RANGELEY — This year’s Rangeley Health and Wellness annual summer benefit concert, held on July 27, featured Maine musicians Toby McAllister and The Sierra Sounds who opened for Grammy award winning Carly Pearce.
Rangeley Health and Wellness Executive Director Jennifer McCormack gave special thanks to Committee Chair Ann Rogers and Events Manager Margarita Dutile, as well a list of sponsors by name before introducing the main act.
McCormack, “We are so excited to have Carly Pearce here tonight. She’s a three-time CMA (Country Music Award) winner and a four-time ACM (Academy of Country Music Award) winner, a member of the Grand Old Opry who has performed on the Opry stage over 100 times. Her current radio single, We Don’t Fight Anymore, featuring Chris Stapleton, just earned her a second Grammy nomination in two consecutive years.”
Throughout the evening Pearce interacted with her fans in a very personal way. She recognized fans by name, signed autographs while performing, and even took the cell phones of some in order to take selfies with them, again while in the middle of performing.
At one point she asked that the crowd from general admission seating be allowed to get right up in front of the stage.
“Come closer. Please come up here,” she said to them. “Yeah, it feels better. I prefer you to come up here. Maybe we’ll get like closer and we’ll become closer friends and then feel comfortable? Yes. Perfect.”
Dozens of fans complied, passed the VIP section and proceeded to offer up Carly Pearce Albums, hats, and even cowboy boots for her to autograph.
In between songs Pearce spoke about her upbringing, her highs and lows, and her short time in Rangeley.
“I grew up on traditional country music because I grew up in a small town in Kentucky,” she said.
“When I was a little girl, literally five years old, I told my parents that I wanted to sing on the Grand Ole Opry.”
Pearce made comments about honorable men who kept their wedding bands on.
Pearce, “You still have yours on. Good. That’s a good man. I like that.”
She introduced one of her most popular songs, “What He Didn’t Do,” by offering this advice.
“And so tonight, if you are somebody that when you listen to the words to this song is your relationship that you are currently in. This song makes you think. I want you to do me a favor tonight and I want you to leave that relationship tonight.”
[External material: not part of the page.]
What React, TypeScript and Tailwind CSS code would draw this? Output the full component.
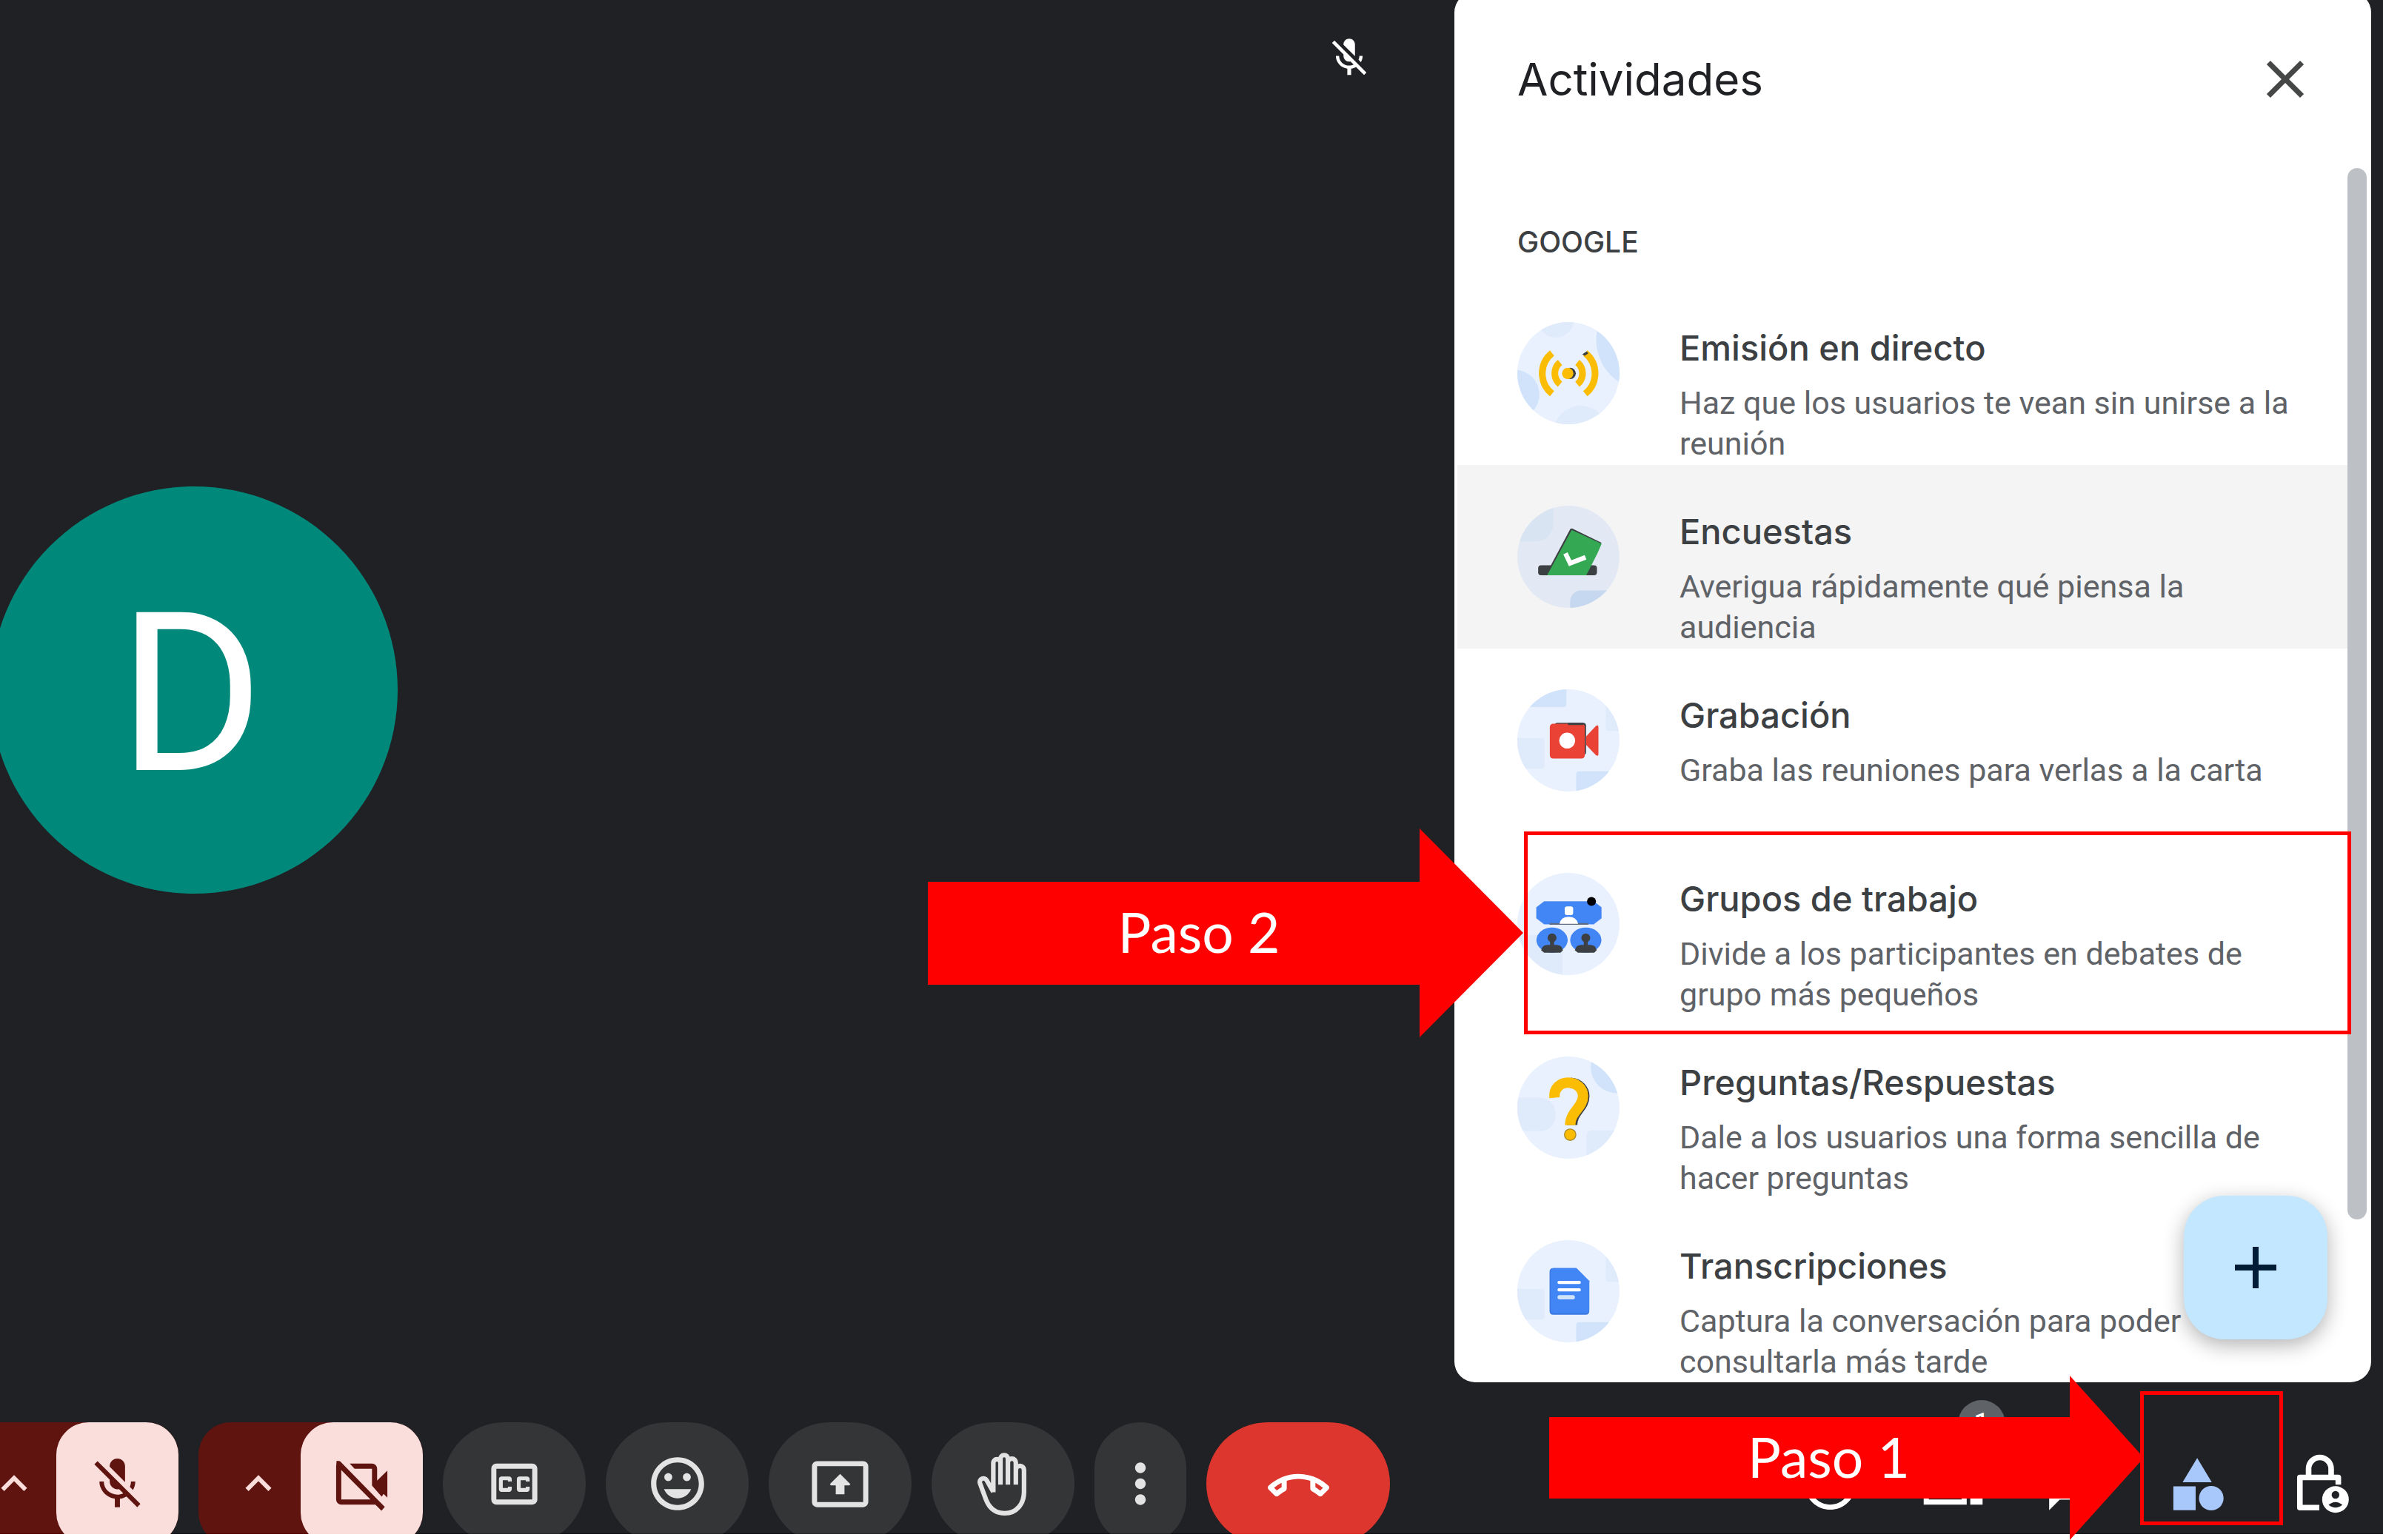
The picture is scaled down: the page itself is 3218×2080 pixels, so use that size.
import type { ReactNode } from "react";
import {
  MdMicOff,
  MdKeyboardArrowUp,
  MdOutlineClosedCaption,
  MdMood,
  MdMoreVert,
  MdClose,
  MdAdd,
  MdOutlineInfo,
  MdOutlineChat,
} from "react-icons/md";

/* ---------- Activity illustrations ---------- */

function Disc({ id, base = "#e9f1fe", children }: { id: string; base?: string; children: ReactNode }) {
  return (
    <svg viewBox="0 0 412 412" className="size-[138px] shrink-0" aria-hidden="true">
      <clipPath id={id}>
        <circle cx="206" cy="206" r="206" />
      </clipPath>
      <g clipPath={`url(#${id})`}>
        <rect width="412" height="412" fill={base} />
        {children}
      </g>
    </svg>
  );
}

function LiveIcon() {
  return (
    <Disc id="disc-live">
      <circle cx="155" cy="-12" r="74" fill="#dfeafb" />
      <circle cx="520" cy="72" r="202" fill="#d0e3fa" />
      <circle cx="-10" cy="292" r="99" fill="#d0e3fa" />
      <circle cx="255" cy="447" r="110" fill="#dfeafb" />
      <g fill="none" stroke="#fbbc04" strokeWidth="27">
        <path d="M140 125a105 105 0 0 0 0 164" />
        <path d="M172 163a57 57 0 0 0 0 88" />
        <path d="M242 163a57 57 0 0 1 0 88" />
        <path d="M274 125a105 105 0 0 1 0 164" />
      </g>
      <path d="M262 130l18-12 6 8-14 10z" fill="#3c4043" />
      <circle cx="213" cy="207" r="23" fill="#3c4043" />
      <circle cx="203" cy="207" r="23" fill="#fbbc04" />
    </Disc>
  );
}

function PollIcon() {
  return (
    <Disc id="disc-poll" base="#e3e9f4">
      <rect x="-60" y="-60" width="205" height="205" rx="70" fill="#d8e4f2" />
      <rect x="213" y="342" width="260" height="160" rx="44" fill="#c6d8f0" />
      <rect x="84" y="240" width="237" height="41" rx="12" fill="#3c4043" />
      <path d="M114 280l100-187 7-1 118 57-4 8-62 123z" fill="#3c4043" />
      <path d="M120 281L219 98l121 56-18 40-44 87z" fill="#34a853" />
      <path d="M194 192l19 40 62-24" fill="none" stroke="#fff" strokeWidth="19" />
    </Disc>
  );
}

function RectBlobs() {
  return (
    <>
      <rect x="357" y="50" width="120" height="118" rx="12" fill="#dfeafb" />
      <rect x="-40" y="197" width="150" height="123" rx="12" fill="#dfeafb" />
      <rect x="237" y="331" width="200" height="120" rx="12" fill="#d0e3fa" />
    </>
  );
}

function RecordIcon() {
  return (
    <Disc id="disc-record">
      <rect x="0" y="-40" width="198" height="112" rx="12" fill="#d0e3fa" />
      <RectBlobs />
      <rect x="150" y="135" width="127" height="130" rx="12" fill="#3c4043" />
      <rect x="131" y="139" width="141" height="140" rx="13" fill="#ea4335" />
      <path d="M204 135h62v9h-62z" fill="#3c4043" />
      <path d="M277 190l40-42q10-6 10 4v110q0 10-10 4l-40-42z" fill="#ea4335" />
      <circle cx="201" cy="207" r="32" fill="#fff" />
    </Disc>
  );
}

function GroupsIcon() {
  return (
    <Disc id="disc-groups">
      <rect x="-20" y="250" width="202" height="190" rx="8" fill="#dfeafb" />
      <path d="M108 115h200l31 24v44l-31 24H108l-31-24v-44z" fill="#4285f4" stroke="#4285f4" strokeLinejoin="round" />
      <path d="M130 202h156v7H130z" fill="#5f6b80" />
      <circle cx="299" cy="115" r="18" fill="#000" />
      <rect x="191" y="135" width="34" height="35" rx="9" fill="#fff" />
      <path d="M170 205q6-28 37-28t38 28z" fill="#fff" />
      {[0, 136].map((dx) => (
        <g key={dx} transform={`translate(${dx} 0)`}>
          <ellipse cx="140" cy="271" rx="63" ry="51" fill="#4285f4" />
          <path d="M132 262h16v36h-16z" fill="#3c4043" />
          <circle cx="140" cy="262" r="18" fill="#3c4043" />
          <path d="M96 312q4-22 26-22h36q22 0 26 22l-10 10h-66z" fill="#3c4043" />
        </g>
      ))}
    </Disc>
  );
}

function QuestionIcon() {
  return (
    <Disc id="disc-question">
      <circle cx="402" cy="42" r="106" fill="#d0e3fa" />
      <rect x="-60" y="166" width="214" height="135" rx="62" fill="#dfeafb" />
      <rect x="279" y="298" width="180" height="160" rx="20" fill="#dfeafb" />
      <g fill="none" strokeWidth="42">
        <path d="M214 106c36 2 56 28 56 54 0 46-49 62-49 116" stroke="#3c4043" />
        <path d="M150 166c-4-40 26-61 54-61 36 0 61 25 61 55 0 46-52 62-52 117" stroke="#fbbc04" />
      </g>
      <circle cx="213" cy="315" r="25" fill="#a98b2c" />
      <circle cx="213" cy="315" r="21" fill="#fbbc04" />
    </Disc>
  );
}

function TranscriptIcon() {
  return (
    <Disc id="disc-transcript">
      <RectBlobs />
      <path d="M145 113h93l52 52v121q0 15-15 15H145q-15 0-15-15V128q0-15 15-15z" fill="#3b78e0" />
      <path d="M147 113h91l52 52v114q0 15-15 15H147q-13 0-13-15V128q0-15 13-15z" fill="#4285f4" />
      <rect x="162" y="164" width="94" height="13" rx="6" fill="#fff" />
      <rect x="162" y="194" width="94" height="13" rx="6" fill="#fff" />
      <rect x="162" y="222" width="70" height="17" rx="8" fill="#d0e3fa" />
    </Disc>
  );
}

/* ---------- Toolbar icons ---------- */

function VideoOffIcon() {
  return (
    <svg viewBox="0 0 24 24" className="size-[83px]" fill="currentColor" aria-hidden="true">
      <path d="M7.3 4H16a2 2 0 0 1 2 2v4.6l4-3.9v10.6l-1.5-1.5-.7 1.1L16 12.6V6H9.2z" />
      <path d="M2.2 2.9L3.5 3 21 20.9l-1.3 1.5-2.4-2.4H4a2 2 0 0 1-2-2V5zM4 6.5V18h11.4z" fillRule="evenodd" />
    </svg>
  );
}

function PresentIcon() {
  return (
    <svg viewBox="0 0 24 24" className="size-[83px]" fill="currentColor" aria-hidden="true">
      <path d="M21 3H3a2 2 0 0 0-2 2v14c0 1.1.9 2 2 2h18a2 2 0 0 0 2-2V5a2 2 0 0 0-2-2zm0 16H3V5h18v14zM10.3 12.5H8.4L8 12l4-4 4 4-.4.5h-1.9V16h-3.4z" />
    </svg>
  );
}

function HandIcon() {
  return (
    <svg
      viewBox="0 0 24 24"
      className="size-[83px] overflow-visible"
      fill="none"
      stroke="currentColor"
      strokeWidth="1.8"
      strokeLinejoin="round"
      aria-hidden="true"
    >
      <path d="M8.2 15.2V3.7a1.4 1.4 0 0 1 2.8 0M11 12.2V2.1a1.4 1.4 0 0 1 2.9 0v10.1M13.9 3.6a1.5 1.5 0 0 1 3.1 0v8.6M17 6.5a1.5 1.5 0 0 1 3.2 0V15c0 4.800-3 8.400-7.500 8.400-3.600 0-6-2-7.300-5.200L3 11.700c-.5-1.700 1.600-2.700 2.600-1.200l2.600 4.500" />
    </svg>
  );
}

function HangUpIcon() {
  return (
    <svg viewBox="0 -1 24 24" className="size-[83px]" fill="currentColor" aria-hidden="true">
      <path d="M18.590 10.520c1.050.51 2.040 1.150 2.960 1.910l-1.070 1.070c-.58-.47-1.210-.89-1.880-1.270v-1.710m-13.200 0v1.700c-.65.37-1.280.79-1.870 1.270l-1.070-1.070c.91-.75 1.900-1.380 2.940-1.900M12 7C7.460 7 3.340 8.780.29 11.670c-.18.18-.29.43-.29.71s.11.53.29.7l2.480 2.480c.18.18.43.29.71.29.27 0 .52-.1.7-.28.79-.73 1.680-1.360 2.660-1.850.33-.16.56-.51.56-.9v-3.100C8.850 9.250 10.400 9 12 9s3.150.25 4.590.73v3.100c0 .4.23.74.56.9.98.49 1.880 1.110 2.670 1.850.18.17.43.28.7.28.28 0 .53-.11.71-.29l2.480-2.480c.18-.18.29-.43.29-.71s-.11-.53-.29-.71C20.660 8.780 16.540 7 12 7z" />
    </svg>
  );
}

function PeopleIcon() {
  return (
    <svg viewBox="0 0 24 24" className="size-[83px]" fill="currentColor" aria-hidden="true">
      <path d="M9 12a4 4 0 1 0 0-8 4 4 0 0 0 0 8zm0-2a2 2 0 1 1 0-4 2 2 0 0 1 0 4zM.5 20v-3.500C.5 14.200 6 13 9 13s8.300 1.200 8.300 3.500V20zm2-2h12.800v-1.500C15 16 11.700 15 9 15s-6.500 1-6.500 1.500z" fillRule="evenodd" />
      <path d="M15 12a4 4 0 0 0 0-8M18.700 20v-3.500c0-1.300-.8-2.300-2-3 3.300.4 6.800 1.300 6.800 3V20z" />
    </svg>
  );
}

function ShapesIcon() {
  return (
    <svg viewBox="0 0 24 24" className="size-[83px]" fill="#a8c7fa" aria-hidden="true">
      <path d="M11.300 1.800l5.700 9.500H5.600zM2 12.900h8.700v9.300H2z" />
      <circle cx="16.800" cy="17.500" r="4.800" />
    </svg>
  );
}

function LockClockIcon() {
  return (
    <svg viewBox="0 0 24 24" className="size-[83px] overflow-visible" fill="none" stroke="currentColor" aria-hidden="true">
      <path strokeWidth="2.2" d="M6.800 9V6a4.400 4.400 0 0 1 8.800 0v3" />
      <path strokeWidth="2.2" strokeLinejoin="round" d="M11 21.200H3.400V9.400h15v2.800" />
      <circle cx="17.300" cy="18" r="5.200" fill="currentColor" stroke="none" />
      <circle cx="17.300" cy="16.200" r="1.500" fill="#202124" stroke="none" />
      <path fill="#202124" stroke="none" d="M14.600 20.100q2.700-2.200 5.400 0-2.700 2.200-5.400 0z" />
    </svg>
  );
}

/* ---------- Building blocks ---------- */

const activities = [
  { title: "Emisión en directo", text: "Haz que los usuarios te vean sin unirse a la reunión", icon: <LiveIcon /> },
  { title: "Encuestas", text: "Averigua rápidamente qué piensa la audiencia", icon: <PollIcon />, active: true },
  { title: "Grabación", text: "Graba las reuniones para verlas a la carta", icon: <RecordIcon /> },
  { title: "Grupos de trabajo", text: "Divide a los participantes en debates de grupo más pequeños", icon: <GroupsIcon /> },
  { title: "Preguntas/Respuestas", text: "Dale a los usuarios una forma sencilla de hacer preguntas", icon: <QuestionIcon /> },
  { title: "Transcripciones", text: "Captura la conversación para poder consultarla más tarde", icon: <TranscriptIcon /> },
];

function SplitControl({ label, optionsLabel, children }: { label: string; optionsLabel: string; children: ReactNode }) {
  return (
    <div className="flex h-[166px] shrink-0 rounded-[44px] bg-[#601410]">
      <button type="button" aria-label={optionsLabel} className="flex w-[138px] items-center justify-center pl-6 text-[#f9dedc]">
        <MdKeyboardArrowUp className="size-[70px]" />
      </button>
      <button type="button" aria-label={label} className="flex w-[165px] items-center justify-center rounded-[44px] bg-[#f9dedc] text-[#601410]">
        {children}
      </button>
    </div>
  );
}

function RoundControl({ label, width = "w-[193px]", color = "bg-[#333537] text-[#e3e3e3]", children }: { label: string; width?: string; color?: string; children: ReactNode }) {
  return (
    <button type="button" aria-label={label} className={`flex h-[166px] shrink-0 items-center justify-center rounded-full ${width} ${color}`}>
      {children}
    </button>
  );
}

function SideControl({ label, children }: { label: string; children: ReactNode }) {
  return (
    <button type="button" aria-label={label} className="relative flex size-[166px] items-center justify-center text-white">
      {children}
    </button>
  );
}

function StepArrow({ text, place, body, head }: { text: string; place: string; body: string; head: string }) {
  return (
    <div className={`absolute flex items-center ${place}`}>
      <div className={`flex items-center justify-center bg-[#ff0000] pb-1 font-['Lato',sans-serif] text-[75px] leading-none text-white ${body}`}>
        {text}
      </div>
      <svg viewBox="0 0 100 100" preserveAspectRatio="none" className={head} aria-hidden="true">
        <path d="M0 0L100 50 0 100z" fill="#ff0000" />
      </svg>
    </div>
  );
}

export default function App() {
  return (
    <div className="relative flex h-screen flex-col overflow-hidden bg-white pb-2 font-['Roboto',sans-serif]">
      <div className="flex min-h-0 flex-1 bg-[#202124] pr-4">
        <main className="relative flex flex-1 items-center pb-1">
          <div className="-ml-[13px] flex size-[550px] items-center justify-center rounded-full bg-[#00897b] pt-3 pr-2 text-[300px] leading-none text-white">
            D
          </div>
          <MdMicOff className="absolute top-[47px] right-[111px] size-[62px] text-white" />
        </main>

        <aside className="relative -mt-[11px] flex w-[1238px] flex-col overflow-hidden rounded-[28px] bg-white">
          <header className="flex h-[236px] shrink-0 items-center justify-between pr-[73px] pl-[85px]">
            <h1 className="font-['Inter',sans-serif] text-[60px] leading-none text-[#202124]">Actividades</h1>
            <button type="button" aria-label="Cerrar" className="text-[#444746]">
              <MdClose className="size-[86px]" />
            </button>
          </header>
          <div className="flex min-h-0 flex-1">
            <section className="ml-1 flex-1">
              <h2 className="h-[155px] pt-[79px] pl-[81px] font-['Inter',sans-serif] text-[39px] leading-[46px] font-medium text-[#3c4043]">
                GOOGLE
              </h2>
              <ul>
                {activities.map((a) => (
                  <li key={a.title}>
                    <button
                      type="button"
                      className={`flex h-[248px] w-full items-start gap-[81px] pt-[55px] pr-[55px] pl-[81px] text-left ${a.active ? "bg-[#f4f4f4]" : ""}`}
                    >
                      {a.icon}
                      <span className="flex flex-col gap-3">
                        <span className="font-['Inter',sans-serif] text-[47px] leading-[70px] font-medium text-[#3c4043]">{a.title}</span>
                        <span className="text-[43px] leading-[55px] text-[#5f6368]">{a.text}</span>
                      </span>
                    </button>
                  </li>
                ))}
              </ul>
            </section>
            <div className="mt-0.5 mr-1.5 h-[1420px] w-[26px] rounded-full bg-[#bdc1c6]" />
          </div>
          <button
            type="button"
            aria-label="Añadir"
            className="absolute right-[59px] bottom-[58px] flex size-[194px] items-center justify-center rounded-[55px] bg-[#c2e7ff] text-[#001d35] shadow-[0_8px_28px_rgba(0,0,0,0.3)]"
          >
            <MdAdd className="size-[96px]" />
          </button>
        </aside>
      </div>

      <footer className="flex h-[205px] shrink-0 items-start justify-between overflow-hidden bg-[#202124]">
        <div className="-ml-[62px] flex gap-[27px] pt-[54px]">
          <SplitControl label="Activar micrófono" optionsLabel="Opciones de audio">
            <MdMicOff className="size-[83px]" />
          </SplitControl>
          <SplitControl label="Activar cámara" optionsLabel="Opciones de vídeo">
            <VideoOffIcon />
          </SplitControl>
          <RoundControl label="Subtítulos">
            <MdOutlineClosedCaption className="size-[83px]" />
          </RoundControl>
          <RoundControl label="Enviar una reacción">
            <MdMood className="size-[86px]" />
          </RoundControl>
          <RoundControl label="Presentar ahora">
            <PresentIcon />
          </RoundControl>
          <RoundControl label="Levantar la mano">
            <HandIcon />
          </RoundControl>
          <RoundControl label="Más opciones" width="w-[124px]">
            <MdMoreVert className="size-[86px]" />
          </RoundControl>
          <RoundControl label="Salir de la llamada" width="w-[248px]" color="bg-[#dc362e] text-white">
            <HangUpIcon />
          </RoundControl>
        </div>
        <div className="flex pt-[54px]">
          <SideControl label="Detalles de la reunión">
            <MdOutlineInfo className="size-[83px]" />
          </SideControl>
          <SideControl label="Personas">
            <PeopleIcon />
            <span className="absolute -top-[30px] right-3 flex size-16 items-center justify-center rounded-full bg-[#5f6368] text-[38px] leading-none">
              1
            </span>
          </SideControl>
          <SideControl label="Chat">
            <MdOutlineChat className="size-[86px]" />
          </SideControl>
          <SideControl label="Actividades">
            <ShapesIcon />
          </SideControl>
          <SideControl label="Controles del organizador">
            <LockClockIcon />
          </SideControl>
        </div>
      </footer>

      <div className="pointer-events-none absolute top-[1123px] right-[43px] h-[274px] w-[1117px] border-5 border-[#ff0000]" />
      <StepArrow text="Paso 2" place="top-[1119px] right-[1161px]" body="h-[139px] w-[664px] pl-[68px]" head="h-[282px] w-[140px]" />
      <div className="pointer-events-none absolute right-[135px] bottom-5 h-[181px] w-[193px] border-5 border-[#ff0000]" />
      <StepArrow text="Paso 1" place="right-[323px] bottom-0" body="h-[110px] w-[703px] pl-[52px]" head="h-[222px] w-[100px]" />
    </div>
  );
}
She spoke about girl power, and she also talked about overcoming struggles.
“You think you’re going through the worst thing in the world when you’re going through it, but then it ends up being okay. That’s where I was when I wrote this song. It was back in 2020 when I was going through the hardest season of my life and I wrote it and I read all the lyrics for the phone to my mom because I knew that it was special. And fast forward, Hummingbird the record.”
One of the high points in the evening was when she invited fans to come and sing on stage.
It was a heartfelt moment that was well received.
Pearce also spoke about her interactions with Rangeley locals and the beauty of the area.
At one point she paused to say she was being summoned to stop and look back behind the stage at the sunset and exclaimed, in apparent awe, “I can’t even understand how this place is real.”